— Task details —
Skip pictures; extract every line from the one with "Convert this screenshot to React, TypeScript" through the one with "export default App;", exactly as written.

*** Dataset entries ***

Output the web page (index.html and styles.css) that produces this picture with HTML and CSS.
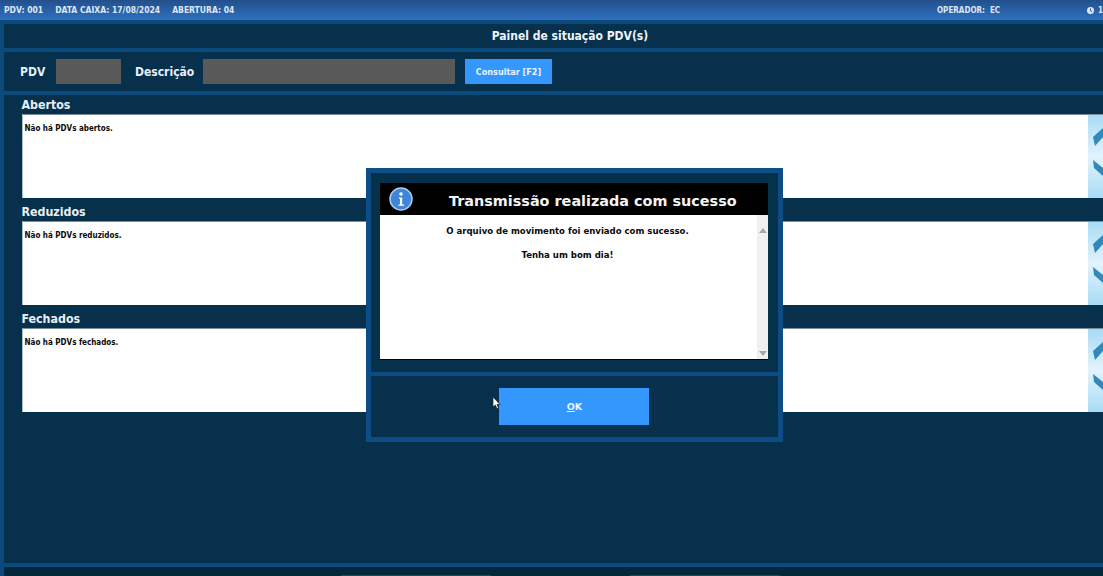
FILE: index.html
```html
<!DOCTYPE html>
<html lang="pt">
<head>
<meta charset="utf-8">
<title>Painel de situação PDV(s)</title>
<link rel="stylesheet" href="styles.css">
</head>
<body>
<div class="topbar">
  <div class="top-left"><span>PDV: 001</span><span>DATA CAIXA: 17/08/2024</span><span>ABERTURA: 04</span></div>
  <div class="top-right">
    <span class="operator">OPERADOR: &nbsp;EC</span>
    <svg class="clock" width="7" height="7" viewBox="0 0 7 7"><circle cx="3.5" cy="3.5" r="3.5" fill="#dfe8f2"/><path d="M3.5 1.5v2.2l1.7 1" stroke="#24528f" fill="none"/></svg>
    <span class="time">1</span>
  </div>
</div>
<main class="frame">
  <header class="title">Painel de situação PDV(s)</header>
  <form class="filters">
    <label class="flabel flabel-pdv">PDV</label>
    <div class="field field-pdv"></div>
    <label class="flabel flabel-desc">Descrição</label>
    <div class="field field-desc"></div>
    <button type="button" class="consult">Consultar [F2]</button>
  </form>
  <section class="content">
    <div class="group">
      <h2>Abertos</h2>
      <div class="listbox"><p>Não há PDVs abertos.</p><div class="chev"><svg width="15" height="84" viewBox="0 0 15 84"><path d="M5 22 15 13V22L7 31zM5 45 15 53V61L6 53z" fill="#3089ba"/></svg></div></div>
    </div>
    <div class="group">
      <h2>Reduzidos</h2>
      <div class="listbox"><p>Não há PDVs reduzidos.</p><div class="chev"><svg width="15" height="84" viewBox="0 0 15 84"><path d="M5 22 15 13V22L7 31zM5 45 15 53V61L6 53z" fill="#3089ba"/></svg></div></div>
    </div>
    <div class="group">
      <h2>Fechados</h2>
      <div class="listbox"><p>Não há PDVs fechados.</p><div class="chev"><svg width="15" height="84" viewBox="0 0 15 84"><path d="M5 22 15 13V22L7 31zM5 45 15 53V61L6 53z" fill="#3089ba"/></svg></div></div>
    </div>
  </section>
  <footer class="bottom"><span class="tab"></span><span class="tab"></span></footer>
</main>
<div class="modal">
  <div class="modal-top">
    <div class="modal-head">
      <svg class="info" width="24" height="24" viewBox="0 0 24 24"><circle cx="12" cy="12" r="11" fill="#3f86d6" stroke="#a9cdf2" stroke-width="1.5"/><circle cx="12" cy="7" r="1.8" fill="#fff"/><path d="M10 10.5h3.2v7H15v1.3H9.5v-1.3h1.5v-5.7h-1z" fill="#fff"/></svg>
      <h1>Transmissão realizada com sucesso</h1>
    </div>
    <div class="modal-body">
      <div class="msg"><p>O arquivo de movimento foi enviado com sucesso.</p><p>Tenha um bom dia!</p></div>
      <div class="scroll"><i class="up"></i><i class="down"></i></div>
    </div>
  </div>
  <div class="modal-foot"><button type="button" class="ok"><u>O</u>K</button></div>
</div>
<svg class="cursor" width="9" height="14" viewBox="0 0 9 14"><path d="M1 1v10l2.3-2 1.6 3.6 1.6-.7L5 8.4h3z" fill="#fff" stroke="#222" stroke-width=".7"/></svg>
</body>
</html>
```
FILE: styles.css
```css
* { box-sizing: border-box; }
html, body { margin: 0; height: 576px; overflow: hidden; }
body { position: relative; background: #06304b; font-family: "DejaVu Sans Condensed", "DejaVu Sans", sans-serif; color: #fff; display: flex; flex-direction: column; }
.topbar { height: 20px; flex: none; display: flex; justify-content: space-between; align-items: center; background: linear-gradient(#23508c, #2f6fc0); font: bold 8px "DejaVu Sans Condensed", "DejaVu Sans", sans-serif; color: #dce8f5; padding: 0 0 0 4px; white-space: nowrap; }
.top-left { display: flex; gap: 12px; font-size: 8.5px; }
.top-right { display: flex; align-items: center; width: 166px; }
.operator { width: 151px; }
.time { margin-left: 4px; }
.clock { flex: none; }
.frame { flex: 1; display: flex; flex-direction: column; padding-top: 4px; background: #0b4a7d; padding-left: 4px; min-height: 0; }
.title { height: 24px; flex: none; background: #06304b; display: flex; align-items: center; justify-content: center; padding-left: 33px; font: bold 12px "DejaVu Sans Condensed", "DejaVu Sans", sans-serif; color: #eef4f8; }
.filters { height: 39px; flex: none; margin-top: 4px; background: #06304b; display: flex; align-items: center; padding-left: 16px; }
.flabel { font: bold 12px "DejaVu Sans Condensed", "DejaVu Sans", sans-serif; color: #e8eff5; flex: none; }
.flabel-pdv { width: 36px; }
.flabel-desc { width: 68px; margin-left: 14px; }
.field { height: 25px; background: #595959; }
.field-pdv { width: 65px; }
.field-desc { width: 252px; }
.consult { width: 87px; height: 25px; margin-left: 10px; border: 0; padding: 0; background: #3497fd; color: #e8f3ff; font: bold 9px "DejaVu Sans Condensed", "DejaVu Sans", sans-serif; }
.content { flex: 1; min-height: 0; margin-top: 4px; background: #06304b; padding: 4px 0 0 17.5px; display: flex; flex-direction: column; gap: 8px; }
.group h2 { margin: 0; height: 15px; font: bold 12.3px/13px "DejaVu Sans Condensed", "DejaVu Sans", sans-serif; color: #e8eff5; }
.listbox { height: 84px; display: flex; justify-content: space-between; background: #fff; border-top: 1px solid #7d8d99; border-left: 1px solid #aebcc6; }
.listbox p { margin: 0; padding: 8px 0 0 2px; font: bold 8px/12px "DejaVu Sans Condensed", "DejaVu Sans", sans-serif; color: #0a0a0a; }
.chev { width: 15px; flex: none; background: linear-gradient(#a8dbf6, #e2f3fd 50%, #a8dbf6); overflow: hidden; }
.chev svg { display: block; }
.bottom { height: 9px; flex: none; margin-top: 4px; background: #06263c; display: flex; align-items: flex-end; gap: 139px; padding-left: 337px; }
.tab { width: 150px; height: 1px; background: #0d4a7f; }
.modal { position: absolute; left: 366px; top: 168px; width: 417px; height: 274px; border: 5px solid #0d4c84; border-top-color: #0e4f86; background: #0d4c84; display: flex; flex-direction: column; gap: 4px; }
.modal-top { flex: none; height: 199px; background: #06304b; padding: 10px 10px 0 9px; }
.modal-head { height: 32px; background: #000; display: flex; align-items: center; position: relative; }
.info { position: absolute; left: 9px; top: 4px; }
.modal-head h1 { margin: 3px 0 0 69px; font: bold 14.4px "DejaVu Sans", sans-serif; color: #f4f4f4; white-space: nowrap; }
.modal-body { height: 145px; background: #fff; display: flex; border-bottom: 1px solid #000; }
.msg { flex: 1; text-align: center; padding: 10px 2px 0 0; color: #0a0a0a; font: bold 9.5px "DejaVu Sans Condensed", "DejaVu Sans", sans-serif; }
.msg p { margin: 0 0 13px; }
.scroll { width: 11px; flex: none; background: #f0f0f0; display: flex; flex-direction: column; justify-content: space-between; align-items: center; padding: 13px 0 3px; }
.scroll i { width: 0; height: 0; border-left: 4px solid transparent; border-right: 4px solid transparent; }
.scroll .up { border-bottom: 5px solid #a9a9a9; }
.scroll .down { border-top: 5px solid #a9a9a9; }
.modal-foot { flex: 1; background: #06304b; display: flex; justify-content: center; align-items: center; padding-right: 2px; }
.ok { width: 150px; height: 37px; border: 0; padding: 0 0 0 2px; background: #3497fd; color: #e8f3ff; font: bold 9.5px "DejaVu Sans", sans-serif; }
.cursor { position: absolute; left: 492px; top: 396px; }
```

***
*** Dataset entries ***

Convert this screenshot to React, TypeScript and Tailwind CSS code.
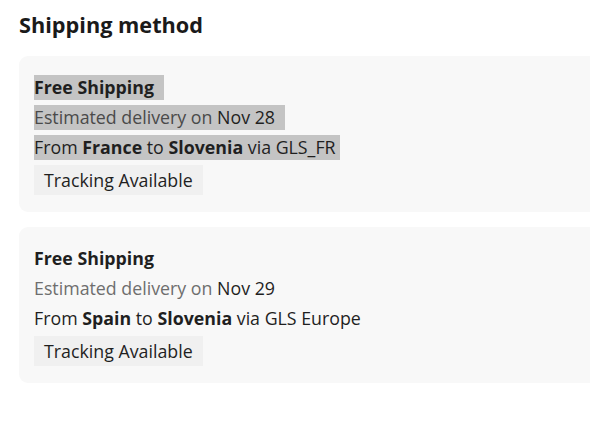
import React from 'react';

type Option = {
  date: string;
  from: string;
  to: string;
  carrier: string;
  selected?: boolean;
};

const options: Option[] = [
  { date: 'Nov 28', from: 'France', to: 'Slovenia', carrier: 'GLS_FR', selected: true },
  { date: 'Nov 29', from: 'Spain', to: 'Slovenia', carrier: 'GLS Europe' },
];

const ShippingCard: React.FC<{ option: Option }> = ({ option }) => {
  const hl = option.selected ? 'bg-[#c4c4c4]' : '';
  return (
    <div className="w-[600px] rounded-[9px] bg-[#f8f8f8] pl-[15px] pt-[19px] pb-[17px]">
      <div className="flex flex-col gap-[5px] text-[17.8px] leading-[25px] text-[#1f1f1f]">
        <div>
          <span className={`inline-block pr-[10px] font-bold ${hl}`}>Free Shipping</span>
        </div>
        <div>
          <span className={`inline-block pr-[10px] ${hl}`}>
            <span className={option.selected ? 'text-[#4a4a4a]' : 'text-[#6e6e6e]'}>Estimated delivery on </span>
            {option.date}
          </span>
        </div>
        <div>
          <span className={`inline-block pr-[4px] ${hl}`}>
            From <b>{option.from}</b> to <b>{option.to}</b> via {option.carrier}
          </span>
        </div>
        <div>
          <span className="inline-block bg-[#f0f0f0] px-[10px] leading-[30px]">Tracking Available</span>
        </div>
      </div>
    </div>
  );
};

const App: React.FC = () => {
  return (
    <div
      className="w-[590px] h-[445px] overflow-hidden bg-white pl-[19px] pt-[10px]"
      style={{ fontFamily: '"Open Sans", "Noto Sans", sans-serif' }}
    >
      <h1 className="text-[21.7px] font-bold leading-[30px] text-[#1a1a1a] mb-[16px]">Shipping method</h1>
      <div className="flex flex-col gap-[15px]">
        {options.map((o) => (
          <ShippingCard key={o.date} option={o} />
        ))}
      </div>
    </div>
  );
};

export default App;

***
*** Dataset entries ***

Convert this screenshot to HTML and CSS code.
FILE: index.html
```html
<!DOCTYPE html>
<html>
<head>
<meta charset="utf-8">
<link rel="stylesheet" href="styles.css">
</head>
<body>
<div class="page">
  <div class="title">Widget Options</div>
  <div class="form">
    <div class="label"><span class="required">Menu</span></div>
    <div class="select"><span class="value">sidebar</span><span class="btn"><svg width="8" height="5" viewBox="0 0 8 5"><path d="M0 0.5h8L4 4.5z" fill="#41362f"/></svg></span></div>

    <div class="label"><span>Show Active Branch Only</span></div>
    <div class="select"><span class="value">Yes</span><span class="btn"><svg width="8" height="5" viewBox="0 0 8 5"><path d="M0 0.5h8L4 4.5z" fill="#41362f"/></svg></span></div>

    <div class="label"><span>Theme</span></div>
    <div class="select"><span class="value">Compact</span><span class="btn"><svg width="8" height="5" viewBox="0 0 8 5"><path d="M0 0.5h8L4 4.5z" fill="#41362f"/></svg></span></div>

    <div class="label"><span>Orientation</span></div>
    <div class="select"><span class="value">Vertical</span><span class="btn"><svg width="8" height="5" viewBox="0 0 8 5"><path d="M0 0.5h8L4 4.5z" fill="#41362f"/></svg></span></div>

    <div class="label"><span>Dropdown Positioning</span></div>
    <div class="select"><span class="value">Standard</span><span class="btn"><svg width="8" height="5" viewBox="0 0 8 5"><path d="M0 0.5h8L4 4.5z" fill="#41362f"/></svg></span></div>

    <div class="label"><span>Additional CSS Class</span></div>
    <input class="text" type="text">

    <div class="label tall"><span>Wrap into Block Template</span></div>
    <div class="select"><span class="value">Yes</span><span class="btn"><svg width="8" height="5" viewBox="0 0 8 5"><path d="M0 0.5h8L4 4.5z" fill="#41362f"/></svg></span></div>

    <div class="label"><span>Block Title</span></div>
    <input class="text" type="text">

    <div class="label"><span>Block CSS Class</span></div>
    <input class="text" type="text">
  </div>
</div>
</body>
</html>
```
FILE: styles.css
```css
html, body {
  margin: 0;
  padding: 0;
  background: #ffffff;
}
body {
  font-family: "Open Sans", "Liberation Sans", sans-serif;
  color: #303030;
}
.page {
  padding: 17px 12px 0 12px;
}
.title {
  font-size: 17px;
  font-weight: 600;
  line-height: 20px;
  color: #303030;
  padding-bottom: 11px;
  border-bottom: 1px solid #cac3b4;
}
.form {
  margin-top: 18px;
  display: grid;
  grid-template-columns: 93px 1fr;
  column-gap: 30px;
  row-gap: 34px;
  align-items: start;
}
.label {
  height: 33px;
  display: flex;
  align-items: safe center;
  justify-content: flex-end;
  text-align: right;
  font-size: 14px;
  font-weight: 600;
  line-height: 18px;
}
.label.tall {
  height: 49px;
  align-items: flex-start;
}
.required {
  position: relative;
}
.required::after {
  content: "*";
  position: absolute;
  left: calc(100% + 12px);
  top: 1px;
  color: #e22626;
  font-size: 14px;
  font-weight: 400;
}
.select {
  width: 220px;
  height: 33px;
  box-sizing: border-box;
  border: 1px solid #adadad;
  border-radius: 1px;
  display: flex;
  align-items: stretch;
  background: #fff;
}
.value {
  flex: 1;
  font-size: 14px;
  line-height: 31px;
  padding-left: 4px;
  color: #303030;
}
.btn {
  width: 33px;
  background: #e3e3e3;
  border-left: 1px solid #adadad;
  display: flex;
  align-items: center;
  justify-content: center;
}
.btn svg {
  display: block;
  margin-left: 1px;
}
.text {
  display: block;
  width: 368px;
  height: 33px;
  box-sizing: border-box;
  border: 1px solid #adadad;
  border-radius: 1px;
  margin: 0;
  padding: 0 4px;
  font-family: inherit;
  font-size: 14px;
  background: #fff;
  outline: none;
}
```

***

— Solution for this task —
Convert this screenshot to React, TypeScript and Tailwind CSS code.
import React from 'react';

type Option = {
  date: string;
  from: string;
  to: string;
  carrier: string;
  selected?: boolean;
};

const options: Option[] = [
  { date: 'Nov 28', from: 'France', to: 'Slovenia', carrier: 'GLS_FR', selected: true },
  { date: 'Nov 29', from: 'Spain', to: 'Slovenia', carrier: 'GLS Europe' },
];

const ShippingCard: React.FC<{ option: Option }> = ({ option }) => {
  const hl = option.selected ? 'bg-[#c4c4c4]' : '';
  return (
    <div className="w-[600px] rounded-[9px] bg-[#f8f8f8] pl-[15px] pt-[19px] pb-[17px]">
      <div className="flex flex-col gap-[5px] text-[17.8px] leading-[25px] text-[#1f1f1f]">
        <div>
          <span className={`inline-block pr-[10px] font-bold ${hl}`}>Free Shipping</span>
        </div>
        <div>
          <span className={`inline-block pr-[10px] ${hl}`}>
            <span className={option.selected ? 'text-[#4a4a4a]' : 'text-[#6e6e6e]'}>Estimated delivery on </span>
            {option.date}
          </span>
        </div>
        <div>
          <span className={`inline-block pr-[4px] ${hl}`}>
            From <b>{option.from}</b> to <b>{option.to}</b> via {option.carrier}
          </span>
        </div>
        <div>
          <span className="inline-block bg-[#f0f0f0] px-[10px] leading-[30px]">Tracking Available</span>
        </div>
      </div>
    </div>
  );
};

const App: React.FC = () => {
  return (
    <div
      className="w-[590px] h-[445px] overflow-hidden bg-white pl-[19px] pt-[10px]"
      style={{ fontFamily: '"Open Sans", "Noto Sans", sans-serif' }}
    >
      <h1 className="text-[21.7px] font-bold leading-[30px] text-[#1a1a1a] mb-[16px]">Shipping method</h1>
      <div className="flex flex-col gap-[15px]">
        {options.map((o) => (
          <ShippingCard key={o.date} option={o} />
        ))}
      </div>
    </div>
  );
};

export default App;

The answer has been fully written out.